Friday, August 31, 2018

Final Day for Murder at Devil Pines

The second and last Kickstarter post I will make about this topic.

Its in the final hours for "Murder at Devil Pines" , a board game I designed which I've written about a few times on this blog. The cliff notes:

1.) Its a paranormal investigation game set in 1992. You may have to fight Mothman.
2.) You can set up and play a game in about 30 minutes the first time, about 20 after that.
3.) It still has advancement and equipment. Everyone likes getting loot.
4.) Its co-operative, but it has a potential traitor mechanic. About 50% of games feature a traitor, which is only uncovered through game play (including to the potential traitor). This prevents one player from potentially running the group as puppets, but since the game is so quick it doesn't ruin the night if someone IS a traitor (in games that take an hour to set up and 12 to play this can be a problem).
5.) We offer an option to give files needed for virtual tabletops.
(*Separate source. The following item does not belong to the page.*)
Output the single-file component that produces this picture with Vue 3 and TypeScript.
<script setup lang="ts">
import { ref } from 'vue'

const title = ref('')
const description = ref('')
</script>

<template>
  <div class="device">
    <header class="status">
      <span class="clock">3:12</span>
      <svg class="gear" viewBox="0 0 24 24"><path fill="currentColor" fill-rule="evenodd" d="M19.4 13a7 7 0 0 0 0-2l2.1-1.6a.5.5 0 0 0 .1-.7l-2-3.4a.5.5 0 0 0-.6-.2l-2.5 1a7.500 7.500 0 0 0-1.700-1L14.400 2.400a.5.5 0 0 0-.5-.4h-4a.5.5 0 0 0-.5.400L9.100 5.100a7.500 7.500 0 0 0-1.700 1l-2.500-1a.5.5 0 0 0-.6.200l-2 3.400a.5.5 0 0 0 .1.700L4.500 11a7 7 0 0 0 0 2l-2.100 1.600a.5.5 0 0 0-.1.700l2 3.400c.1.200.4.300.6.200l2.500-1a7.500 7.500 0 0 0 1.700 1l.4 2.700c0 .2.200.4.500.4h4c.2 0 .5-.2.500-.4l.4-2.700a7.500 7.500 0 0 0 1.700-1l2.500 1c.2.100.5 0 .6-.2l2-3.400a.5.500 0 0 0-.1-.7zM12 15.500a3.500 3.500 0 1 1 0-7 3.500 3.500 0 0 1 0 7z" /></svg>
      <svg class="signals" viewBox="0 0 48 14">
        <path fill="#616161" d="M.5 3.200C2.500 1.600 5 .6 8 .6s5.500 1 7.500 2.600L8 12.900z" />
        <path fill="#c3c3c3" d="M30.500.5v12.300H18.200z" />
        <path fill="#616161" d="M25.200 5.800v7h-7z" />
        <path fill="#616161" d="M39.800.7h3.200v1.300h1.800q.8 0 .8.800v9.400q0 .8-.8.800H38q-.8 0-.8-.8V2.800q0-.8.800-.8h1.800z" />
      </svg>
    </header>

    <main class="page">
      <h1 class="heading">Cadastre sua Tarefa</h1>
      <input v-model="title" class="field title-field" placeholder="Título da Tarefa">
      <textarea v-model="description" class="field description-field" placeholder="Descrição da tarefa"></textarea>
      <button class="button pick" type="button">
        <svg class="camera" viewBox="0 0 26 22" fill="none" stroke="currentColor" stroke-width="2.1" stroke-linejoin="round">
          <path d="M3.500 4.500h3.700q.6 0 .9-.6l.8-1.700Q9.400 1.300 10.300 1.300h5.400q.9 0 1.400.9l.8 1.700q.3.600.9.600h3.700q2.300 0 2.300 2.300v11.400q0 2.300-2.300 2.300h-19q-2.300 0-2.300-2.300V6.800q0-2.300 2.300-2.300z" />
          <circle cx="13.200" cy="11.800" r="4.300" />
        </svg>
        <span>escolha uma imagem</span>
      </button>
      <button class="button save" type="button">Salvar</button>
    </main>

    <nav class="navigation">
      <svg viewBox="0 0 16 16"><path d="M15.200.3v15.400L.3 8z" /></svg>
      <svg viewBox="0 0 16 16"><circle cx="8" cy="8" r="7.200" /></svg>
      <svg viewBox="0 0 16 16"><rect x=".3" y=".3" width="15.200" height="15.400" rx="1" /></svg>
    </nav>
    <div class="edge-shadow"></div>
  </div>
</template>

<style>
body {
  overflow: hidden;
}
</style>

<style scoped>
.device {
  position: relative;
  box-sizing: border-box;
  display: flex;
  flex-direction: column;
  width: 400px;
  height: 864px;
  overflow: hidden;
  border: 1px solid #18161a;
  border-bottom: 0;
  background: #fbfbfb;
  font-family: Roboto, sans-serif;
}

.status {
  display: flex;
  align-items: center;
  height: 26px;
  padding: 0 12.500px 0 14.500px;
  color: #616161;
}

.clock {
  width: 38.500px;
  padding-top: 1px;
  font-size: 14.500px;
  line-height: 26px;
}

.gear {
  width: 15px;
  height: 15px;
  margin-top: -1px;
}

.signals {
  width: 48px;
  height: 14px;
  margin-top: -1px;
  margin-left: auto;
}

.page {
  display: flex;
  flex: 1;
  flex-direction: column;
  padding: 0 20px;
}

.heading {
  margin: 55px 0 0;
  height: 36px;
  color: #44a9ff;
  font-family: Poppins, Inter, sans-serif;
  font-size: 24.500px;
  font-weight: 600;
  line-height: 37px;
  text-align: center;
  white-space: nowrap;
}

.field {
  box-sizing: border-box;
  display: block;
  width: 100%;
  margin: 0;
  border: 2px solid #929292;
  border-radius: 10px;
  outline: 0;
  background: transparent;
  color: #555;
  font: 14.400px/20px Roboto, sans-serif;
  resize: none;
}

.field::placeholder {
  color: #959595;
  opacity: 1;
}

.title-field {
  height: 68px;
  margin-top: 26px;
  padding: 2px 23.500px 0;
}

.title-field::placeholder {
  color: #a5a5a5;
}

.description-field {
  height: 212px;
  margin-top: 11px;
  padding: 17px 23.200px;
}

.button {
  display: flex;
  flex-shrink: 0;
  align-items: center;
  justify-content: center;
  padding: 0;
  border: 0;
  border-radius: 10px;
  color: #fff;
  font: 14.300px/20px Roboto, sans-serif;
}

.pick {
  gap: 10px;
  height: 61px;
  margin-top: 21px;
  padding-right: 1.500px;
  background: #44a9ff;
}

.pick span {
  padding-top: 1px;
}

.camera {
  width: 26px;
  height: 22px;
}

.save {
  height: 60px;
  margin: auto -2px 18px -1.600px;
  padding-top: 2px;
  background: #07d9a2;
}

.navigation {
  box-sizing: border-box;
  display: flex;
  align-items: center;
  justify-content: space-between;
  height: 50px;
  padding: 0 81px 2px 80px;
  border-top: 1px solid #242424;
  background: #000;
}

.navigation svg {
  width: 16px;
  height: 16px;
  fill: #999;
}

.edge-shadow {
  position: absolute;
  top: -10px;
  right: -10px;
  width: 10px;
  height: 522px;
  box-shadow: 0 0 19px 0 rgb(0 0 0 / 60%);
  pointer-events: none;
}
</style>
We are at 85% funding and would love to hit that target.


If this sounds like your cup of tea, consider backing it HERE

Wednesday, August 8, 2018

Murder at Devil Pines - an early 90's paranormal investigation boardgame

So we recently launched "Murder at Devil Pines",  the theoretically co-operative boardgame I've posted about a few times on here.  It features the artwork of the talented Alex Mayo.

You can back it HERE

We ran this pretty heavily at GenCon for a few dozen people,  plus I ran it a few times at bars and hotel lobbies.  It is a great pickup game for those situations.  Explaining the rules, setting it up, and playing the first game takes about half an hour to forty minutes. Future games are about twenty minutes.
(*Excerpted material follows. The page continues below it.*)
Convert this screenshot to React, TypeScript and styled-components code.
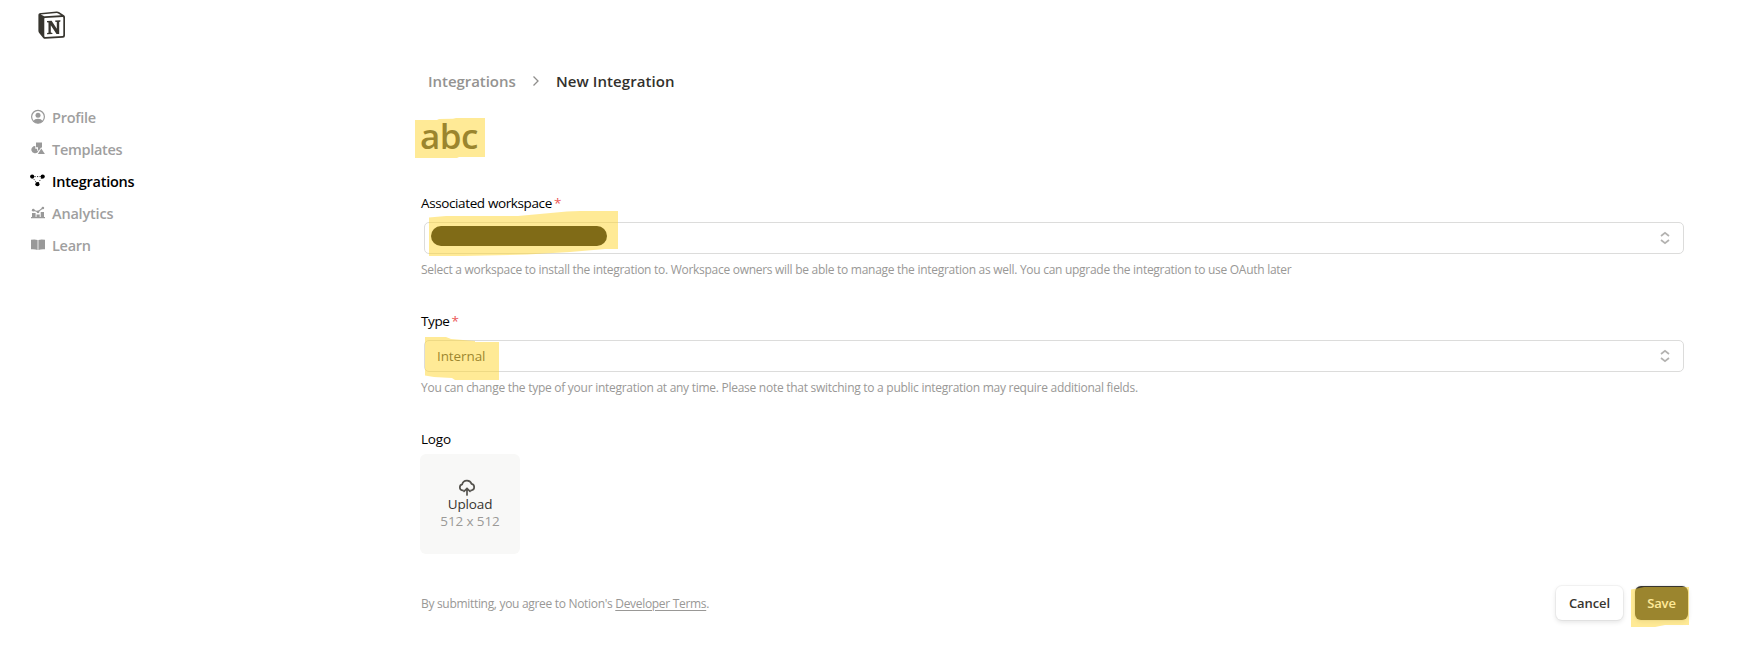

Its unique quirk is that has a potential traitor mechanic where only about half the games have a traitor (and about a quarter have two, an eighth three etc),  so in theory you should all work together.  But you don't know who is a traitor (including you!) until you start unraveling the mystery.  So there is a real benefit in keeping things secret so that other people won't be tipped off that they are a traitor themselves.  In short, you can run into a "but do they know that I know that they know that I know..." loop.  Its a great social game and its quick enough to set up and play that losing because of a traitor doesn't spoil the evening since you can just play another round.  It also means that one person with a stronger personality can't dominate the table like in other co-operative games.

If you like co-op board games or casual games I think you'll like this one.